Cast: Melanie Scrofano, David James Elliot, Romy Weltman, Andy McQueen, Katharine King So, Hudson Wurster, Stephen Ogg, Release Year: 2025
Where To Watch: SyFy/Peacock
Audio Description Produced By: diffuse
Written By: Narrated By:
What Is it? A sleepy town is changed overnight when, inexplicably, everyone who has died in the last few days is revived.This naturally causes a lot of questions about why, and also for public safety. Some are happy to see their friends and loved ones return, and others not so much. But are the revived hiding secrets?
What Works: Well, the premise is cool, if it was handled with care. it is the kind of potential that the right creative team could actually do something with, but sadly, this team has no idea what to do with it. I liked the premise, and it seems as if those who are involved like it too. There’s a valiant effort to create characters we might like, and a story full of lore. The problem is, they have been given a shoestring budget to achieve this, since NBC/Universal has no faith in anything designed for SyFy anymore. They would have been better off just designing it for Peacock, and allowing it to have a run later on SyFy, something ABC has done with Only Murders In The Building, and WBD has also done with Hacks.
What Doesn’t Work: Aside from the next chapter here, which discusses the budget audio description, and Peacock’s inability to even commit to cheap audio description, the series is just so cheap. It feels hokey, and the biggest star hasn’t led a successful series since JAG. revival is worried about being too smart, so it often plays to the lowest common denominator, figuring anyone who still has cable and not a streaming service must be an idiot. The quality is nowhere near the rest of the current NBC/Peacock/Universal talent, and feels like an independently produced show on Tubi.
the acting is hit or miss, with most people just happy to be here. It reminded me of another show I was watching on SyFy a while back, that took place in space and has since become forgettable. that cast had a tiny handful of charmers, and some winning plot points, but mostly suffered from being the victim of sacrifice to keeping SyFy alive. It is a shame, because they just cancelled resident Alien,a fairly decent show that started on SyFy, and eventually earned its wings to move to USA. Chucky worked as a SyFy series because it was intended to be campy.
This plot is something that if you handed it to a talented showrunner like JJ Abrams, Jonathan Nolan, or the Duffer Brothers, you would likely have a big hit. Unfortunately, no one at this conglomerate can see the forest through the trees.

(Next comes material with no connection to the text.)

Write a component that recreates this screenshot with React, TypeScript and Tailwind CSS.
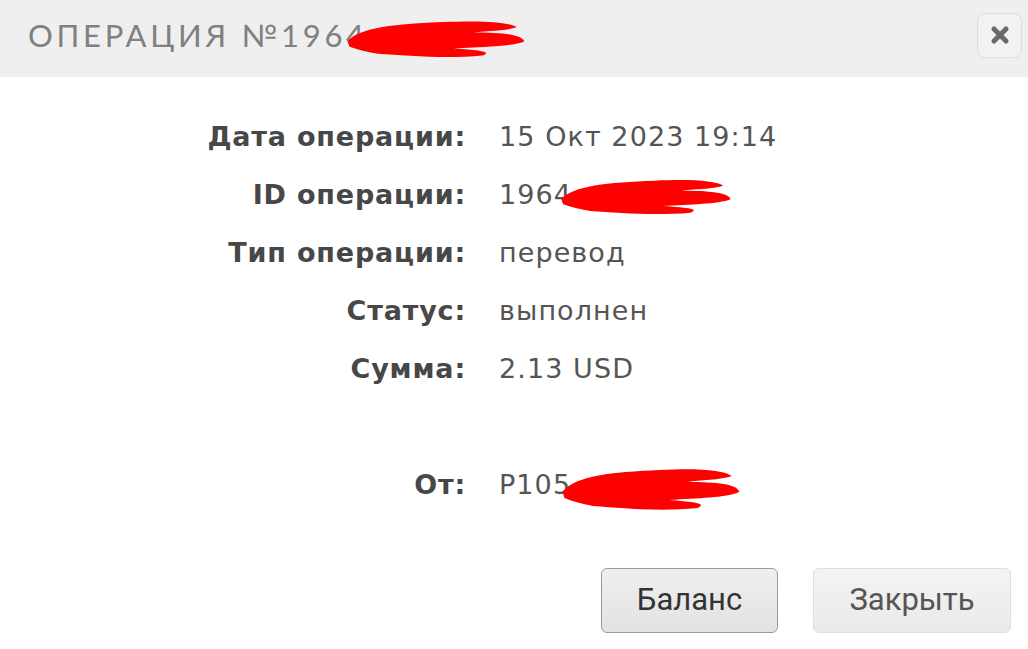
import { X } from "lucide-react";

function Scribble({ className }: { className?: string }) {
  return (
    <svg viewBox="0 0 200 50" preserveAspectRatio="none" className={className}>
      <path
        d="M8 30 C20 14 60 10 110 8 C150 6 178 8 186 14 C176 18 150 18 140 20 C170 20 192 22 194 30 C180 36 150 36 120 38 C150 40 160 42 150 46 C110 50 70 46 40 44 C30 42 20 40 10 36 Z"
        fill="#ff0000"
      />
    </svg>
  );
}

const rows: Array<{ label: string; value: string; redacted?: boolean }> = [
  { label: "Дата операции:", value: "15 Окт 2023 19:14" },
  { label: "ID операции:", value: "1964", redacted: true },
  { label: "Тип операции:", value: "перевод" },
  { label: "Статус:", value: "выполнен" },
  { label: "Сумма:", value: "2.13 USD" },
];

function Row({ label, value, redacted, wide }: { label: string; value: string; redacted?: boolean; wide?: boolean }) {
  return (
    <div className="grid grid-cols-[466px_1fr] items-center h-[58px]">
      <span className="text-right font-semibold text-[#474747] tracking-[0.03em]">{label}</span>
      <span className="pl-[33px] text-[#555] flex items-center tracking-[0.04em]">
        {value}
        {redacted ? (
          <Scribble className={wide ? "w-[190px] h-[50px] -ml-[16px] mt-[4px]" : "w-[182px] h-[42px] -ml-[18px]"} />
        ) : null}
      </span>
    </div>
  );
}

export default function App() {
  return (
    <div className="w-[1028px] h-[649px] bg-white overflow-hidden" style={{ fontFamily: "'DejaVu Sans', sans-serif" }}>
      <header className="h-[77px] bg-[#efefef] flex items-center justify-between pl-[28px] pr-[6px] pb-[7px]">
        <h1
          className="flex items-center text-[31px] tracking-[0.12em] text-[#808080]"
          style={{ fontFamily: "Lato, sans-serif" }}
        >
          ОПЕРАЦИЯ №1964
          <Scribble className="w-[190px] h-[44px] -ml-[28px] mt-[4px]" />
        </h1>
        <button className="w-[45px] h-[45px] rounded-[8px] border border-[#dcdcdc] bg-[#f2f2f2] flex items-center justify-center">
          <X className="w-[24px] h-[24px] text-[#6a6a6a]" strokeWidth={5} />
        </button>
      </header>

      <div className="pt-[31px] text-[27px]">
        {rows.map((r) => (
          <Row key={r.label} {...r} />
        ))}
        <div className="h-[58px]" />
        <Row label="От:" value="P105" redacted wide />
      </div>

      <div className="flex justify-end gap-[35px] pr-[17px] mt-[54px]" style={{ fontFamily: "Roboto, sans-serif" }}>
        <button className="w-[177px] h-[65px] rounded-[6px] border border-[#9a9a9a] bg-gradient-to-b from-[#efefef] to-[#e2e2e2] text-[31px] text-[#333]">
          Баланс
        </button>
        <button className="w-[198px] h-[65px] rounded-[6px] border border-[#dedede] bg-gradient-to-b from-[#f3f3f3] to-[#eaeaea] text-[31px] text-[#555]">
          Закрыть
        </button>
      </div>
    </div>
  );
}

The Audio Description: Abysmal. Diffuse is who you hire when you want cheap audio description done fast. They are standing outside Home Depot waiting to be hired for any random job, no questions asked. There’s so little care put into this track, that there are moments where the characters are having a conversation about something they can see, but we can’t, and the writer for the audio description is so bad at their job they can’t even process it. I remember one scene where one of the lead actresses was sitting down to watch her father on TV, which was clearly a secondary importance, and we could hear these gurgling noises like you’re in a horror film, but you have no visual connection to why the sound effect is happening. I still have no fucking idea what was happening. Then, after four episodes, NBC/Peacock seemingly just abandoned the concept of audio description. After waiting more than enough time, and being degraded and debased by this offensive excuse of accessibility, I asked myself what I was even waiting for? So I can stumble through more episodes of a show with no budget, and an eve worse audio description track? no thanks.
Why You Might Like it: I hear the comic on which this is based is good, and I’m not fighting the premise at all. But, this is a little like getting the rights to Batman and asking Francis Ford Coppola if he’d like to follow up Megalopolis with his take on the caped crusader.
Why You Might Not Like it: it’s so underfunded, it is like DOGE took a detour and cut the budget for Revival, and made them work even cheaper than they would normally have to for a SyFy production. Honestly, i gave a rotten review to Marshmallow this year, due in part to the lack of accessibility, and that film felt better funded and directed than this show.
final thoughts: A great concept is murdered by inept writing, disappointing casting, and a seeming desire on the part of SyFy and peacock to intentionally provide us with equally cheap and awful audio description. In a world where you get what you pay for, revival had the money to buy cinnamon Twists at Taco Bell, and nothing more.